- Task goal
Look through the data below and return each line where "React" appears.
++++++++++++++++++++
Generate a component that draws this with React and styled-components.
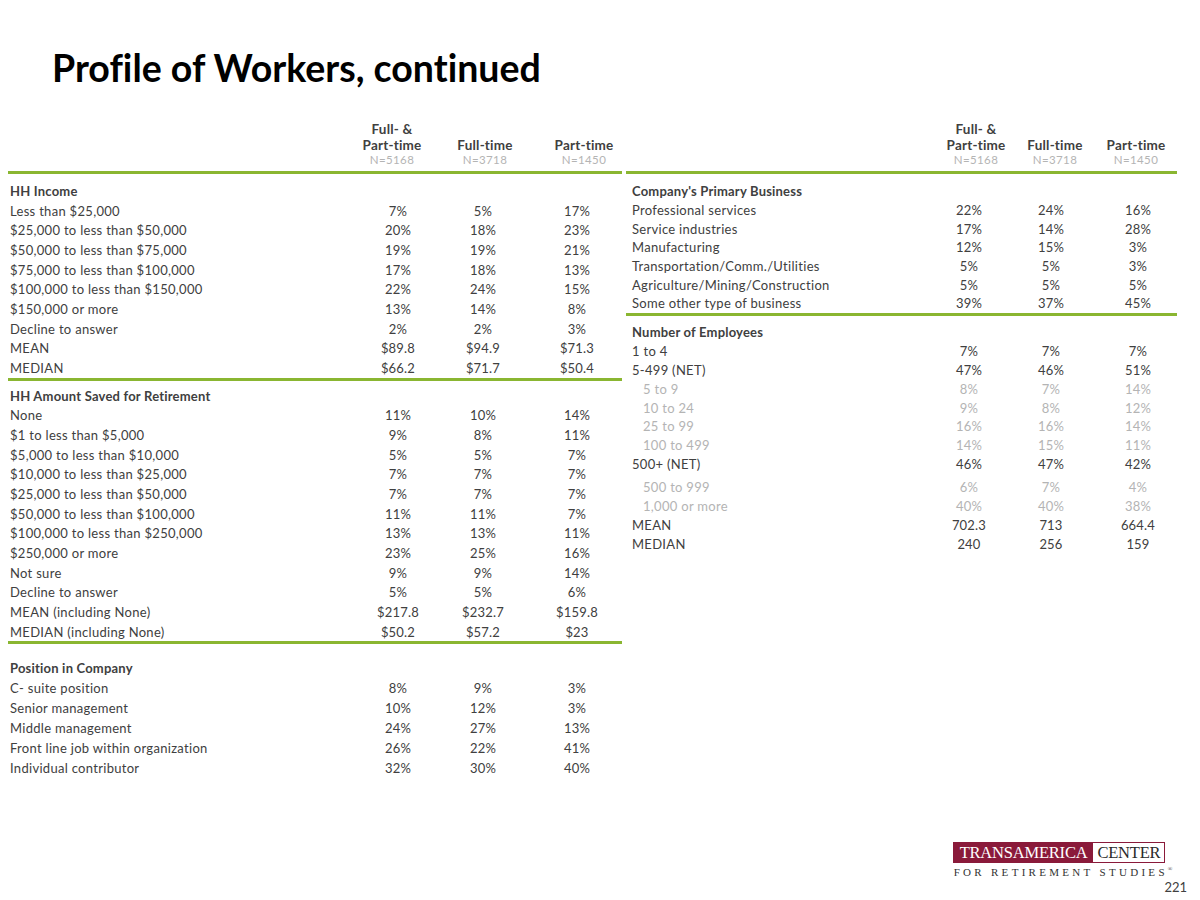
import React from "react";
import styled, { createGlobalStyle } from "styled-components";

const GREEN = "#8ab631";
const INK = "#404040";
const FAINT = "#b4b4b4";
const MAROON = "#8a1a3a";

const LEFT_HEAD = "352px 64px 122px 76px";
const LEFT_BODY = "354px 72px 98px 90px";
const RIGHT_HEAD = "311px 78px 80px 82px";
const RIGHT_BODY = "309px 68px 96px 78px";

const leftSections = [
  {
    title: "HH Income",
    top: 7,
    rowH: 19.7,
    rows: [
      ["Less than $25,000", "7%", "5%", "17%"],
      ["$25,000 to less than $50,000", "20%", "18%", "23%"],
      ["$50,000 to less than $75,000", "19%", "19%", "21%"],
      ["$75,000 to less than $100,000", "17%", "18%", "13%"],
      ["$100,000 to less than $150,000", "22%", "24%", "15%"],
      ["$150,000 or more", "13%", "14%", "8%"],
      ["Decline to answer", "2%", "2%", "3%"],
      ["MEAN", "$89.8", "$94.9", "$71.3"],
      ["MEDIAN", "$66.2", "$71.7", "$50.4"],
    ],
    rule: true,
  },
  {
    title: "HH Amount Saved for Retirement",
    top: 5,
    rowH: 19.67,
    rows: [
      ["None", "11%", "10%", "14%"],
      ["$1 to less than $5,000", "9%", "8%", "11%"],
      ["$5,000 to less than $10,000", "5%", "5%", "7%"],
      ["$10,000 to less than $25,000", "7%", "7%", "7%"],
      ["$25,000 to less than $50,000", "7%", "7%", "7%"],
      ["$50,000 to less than $100,000", "11%", "11%", "7%"],
      ["$100,000 to less than $250,000", "13%", "13%", "11%"],
      ["$250,000 or more", "23%", "25%", "16%"],
      ["Not sure", "9%", "9%", "14%"],
      ["Decline to answer", "5%", "5%", "6%"],
      ["MEAN (including None)", "$217.8", "$232.7", "$159.8"],
      ["MEDIAN (including None)", "$50.2", "$57.2", "$23"],
    ],
    rule: true,
  },
  {
    title: "Position in Company",
    top: 13,
    rowH: 20.2,
    rows: [
      ["C- suite position", "8%", "9%", "3%"],
      ["Senior management", "10%", "12%", "3%"],
      ["Middle management", "24%", "27%", "13%"],
      ["Front line job within organization", "26%", "22%", "41%"],
      ["Individual contributor", "32%", "30%", "40%"],
    ],
  },
];

const rightSections = [
  {
    title: "Company's Primary Business",
    top: 8,
    rowH: 18.67,
    rows: [
      ["Professional services", "22%", "24%", "16%"],
      ["Service industries", "17%", "14%", "28%"],
      ["Manufacturing", "12%", "15%", "3%"],
      ["Transportation/Comm./Utilities", "5%", "5%", "3%"],
      ["Agriculture/Mining/Construction", "5%", "5%", "5%"],
      ["Some other type of business", "39%", "37%", "45%"],
    ],
    rule: true,
  },
  {
    title: "Number of Employees",
    top: 7,
    rowH: 18.9,
    rows: [
      ["1 to 4", "7%", "7%", "7%"],
      ["5-499 (NET)", "47%", "46%", "51%"],
      ["5 to 9", "8%", "7%", "14%", "sub"],
      ["10 to 24", "9%", "8%", "12%", "sub"],
      ["25 to 99", "16%", "16%", "14%", "sub"],
      ["100 to 499", "14%", "15%", "11%", "sub"],
      ["500+ (NET)", "46%", "47%", "42%"],
      ["500 to 999", "6%", "7%", "4%", "sub", 4],
      ["1,000 or more", "40%", "40%", "38%", "sub"],
      ["MEAN", "702.3", "713", "664.4"],
      ["MEDIAN", "240", "256", "159"],
    ],
  },
];

const GlobalStyle = createGlobalStyle`
  html, body {
    margin: 0;
    padding: 0;
    background: #ffffff;
  }
  body {
    font-family: Lato, "Open Sans", Arial, sans-serif;
    font-variant-ligatures: none;
    color: ${INK};
  }
`;

const Page = styled.div`
  width: 1200px;
  height: 900px;
  box-sizing: border-box;
  display: flex;
  flex-direction: column;
  overflow: hidden;
`;

const Title = styled.h1`
  margin: 45px 0 0 52px;
  font-family: Lato, "Open Sans", sans-serif;
  font-weight: 700;
  font-size: 37.5px;
  line-height: 45px;
  color: #000000;
  font-variant-ligatures: none;
`;

const Tables = styled.div`
  display: flex;
  gap: 4px;
  margin: 31px 0 0 8px;
  align-items: flex-start;
`;

const Table = styled.div`
  width: ${(p) => p.$width}px;
  display: flex;
  flex-direction: column;
`;

const HeadRow = styled.div`
  display: grid;
  grid-template-columns: ${(p) => p.$cols};
  align-items: end;
  padding-bottom: 5px;
`;

const HeadCell = styled.div`
  text-align: center;
  font-weight: 700;
  font-size: 13.5px;
  line-height: 16px;
  letter-spacing: 0.2px;
  color: ${INK};
`;

const Count = styled.div`
  font-weight: 400;
  font-size: 11.5px;
  line-height: 13px;
  letter-spacing: 0.4px;
  color: ${FAINT};
`;

const Rule = styled.div`
  height: 3px;
  background: ${GREEN};
`;

const Section = styled.div`
  padding-top: ${(p) => p.$top}px;
`;

const Row = styled.div`
  display: grid;
  grid-template-columns: ${(p) => p.$cols};
  align-items: center;
  height: ${(p) => p.$h}px;
  margin-top: ${(p) => p.$gap || 0}px;
  font-size: 13px;
  color: ${(p) => (p.$sub ? FAINT : INK)};
`;

const Label = styled.div`
  padding-left: ${(p) => p.$indent + (p.$sub ? 11 : 0)}px;
  font-weight: ${(p) => (p.$bold ? 700 : 400)};
  letter-spacing: ${(p) => (p.$bold ? 0.2 : 0.3)}px;
  white-space: nowrap;
`;

const Value = styled.div`
  text-align: center;
  white-space: nowrap;
  letter-spacing: 0.2px;
`;

const Footer = styled.div`
  margin-top: auto;
  display: flex;
  justify-content: flex-end;
  align-items: flex-start;
  padding: 0 13px 5px 0;
`;

const Logo = styled.div`
  display: flex;
  flex-direction: column;
  align-items: flex-start;
  margin-right: -8px;
`;

const Bar = styled.div`
  display: flex;
  height: 21px;
  border: 1px solid ${MAROON};
  box-sizing: border-box;
  font-family: "Liberation Serif", "DejaVu Serif", serif;
  font-size: 16.5px;
  line-height: 19px;
`;

const BarPart = styled.div`
  padding: 0 ${(p) => p.$pad}px;
  background: ${(p) => (p.$filled ? MAROON : "#ffffff")};
  color: ${(p) => (p.$filled ? "#ffffff" : "#2a2a2a")};
  letter-spacing: -0.2px;
`;

const Tagline = styled.div`
  margin-top: 3px;
  padding-left: 1px;
  font-family: "Liberation Serif", "DejaVu Serif", serif;
  font-size: 11px;
  letter-spacing: 3.3px;
  color: #333333;
  white-space: nowrap;
  sup {
    font-size: 6px;
    letter-spacing: 0;
    vertical-align: 5px;
  }
`;

const PageNo = styled.div`
  margin-top: 37px;
  font-size: 13px;
  color: ${INK};
`;

function Header({ cols }) {
  return (
    <HeadRow $cols={cols}>
      <div />
      <HeadCell>
        Full- &amp;
        <br />
        Part-time
        <Count>N=5168</Count>
      </HeadCell>
      <HeadCell>
        Full-time
        <Count>N=3718</Count>
      </HeadCell>
      <HeadCell>
        Part-time
        <Count>N=1450</Count>
      </HeadCell>
    </HeadRow>
  );
}

function DataTable({ width, head, body, indent, sections }) {
  return (
    <Table $width={width}>
      <Header cols={head} />
      <Rule />
      {sections.map((s) => (
        <React.Fragment key={s.title}>
          <Section $top={s.top}>
            <Row $cols={body} $h={s.rowH}>
              <Label $bold $indent={indent}>
                {s.title}
              </Label>
            </Row>
            {s.rows.map(([label, a, b, c, kind, gap]) => (
              <Row
                key={label}
                $cols={body}
                $h={s.rowH}
                $sub={kind === "sub"}
                $gap={gap}
              >
                <Label $sub={kind === "sub"} $indent={indent}>
                  {label}
                </Label>
                <Value>{a}</Value>
                <Value>{b}</Value>
                <Value>{c}</Value>
              </Row>
            ))}
          </Section>
          {s.rule && <Rule />}
        </React.Fragment>
      ))}
    </Table>
  );
}

export default function App() {
  return (
    <Page>
      <GlobalStyle />
      <Title>Profile of Workers, continued</Title>
      <Tables>
        <DataTable
          width={614}
          head={LEFT_HEAD}
          body={LEFT_BODY}
          indent={2}
          sections={leftSections}
        />
        <DataTable
          width={551}
          head={RIGHT_HEAD}
          body={RIGHT_BODY}
          indent={6}
          sections={rightSections}
        />
      </Tables>
      <Footer>
        <Logo>
          <Bar>
            <BarPart $filled $pad={6}>TRANSAMERICA</BarPart>
            <BarPart $pad={4}>CENTER</BarPart>
          </Bar>
          <Tagline>
            FOR RETIREMENT STUDIES<sup>®</sup>
          </Tagline>
        </Logo>
        <PageNo>221</PageNo>
      </Footer>
    </Page>
  );
}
++++++++++++++++++++
- Correct result
Generate a component that draws this with React and styled-components.
import React from "react";
        <React.Fragment key={s.title}>
        </React.Fragment>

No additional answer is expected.